Convey how much you value and require their emotional and financial support, as well as their personal preferences and requests regarding how you navigate the college process. Have you told your parents what it is exactly that you want for the future? They should know your goals, ambitions, and how you wish to attain them through college, even if you feel the restrictions they place upon your choices limit your aspirations. If they do, express that you feel suppressed, and ask for more explanation regarding their preferences.
Emphasize how you wouldn’t be able to go through the process without them, but draw the boundary where their participation remains beneficial. It’s important to express gratitude.
5. Imagine the opposite
Your parent’s involvement may be adding to your stress, but imagine if it were the other way around.
“I wish my parents were more involved in my college process. It was so stressful; it took away from my performance in anything else that required my attention during that time,” says Drew Lofaro, a sophomore at the University of Pennsylvania. “I felt extremely alone, but I ended up getting into Penn. It was rewarding; going through the process alone meant doing endless research and other indirectly related things that my parents could have been doing. Although it paid off, it’s a really difficult time to even think back on.”

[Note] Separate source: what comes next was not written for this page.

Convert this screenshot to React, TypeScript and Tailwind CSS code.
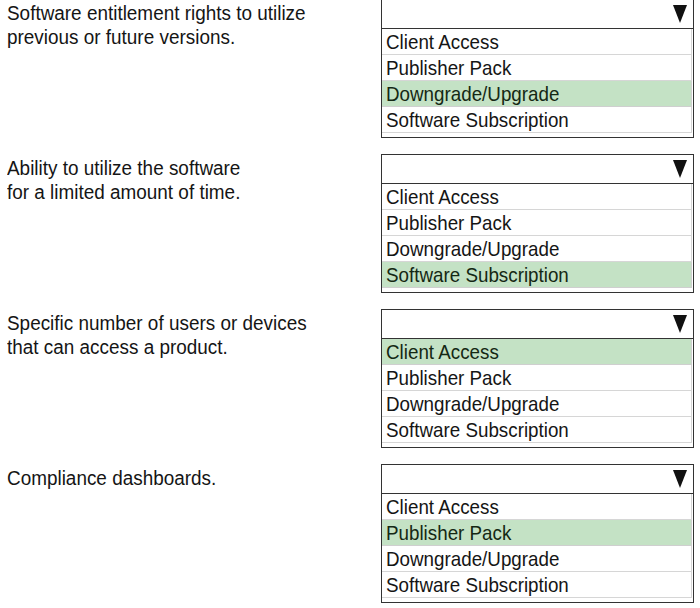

Parents just want to see their work pay off, too. Reassure your seemingly or actually meddling parent that they can trust the ability of their greatest work—you.
After accurately assesing your situation, initiating taking control, and clearly communicating the outined responsibilites of each of you, you should feel less of a burden. You’ll probably feel more of a burden as far as the work goes, but that’s how it should be and what you wanted! Don’t forget: this means regularly going into the counselor’s office yourself and waiting in the line of students who also don’t want their parent to call.
In the meantime, trust that your college application and admission process will all work out the way it’s meant to be. Good luck, pre-collegiettes!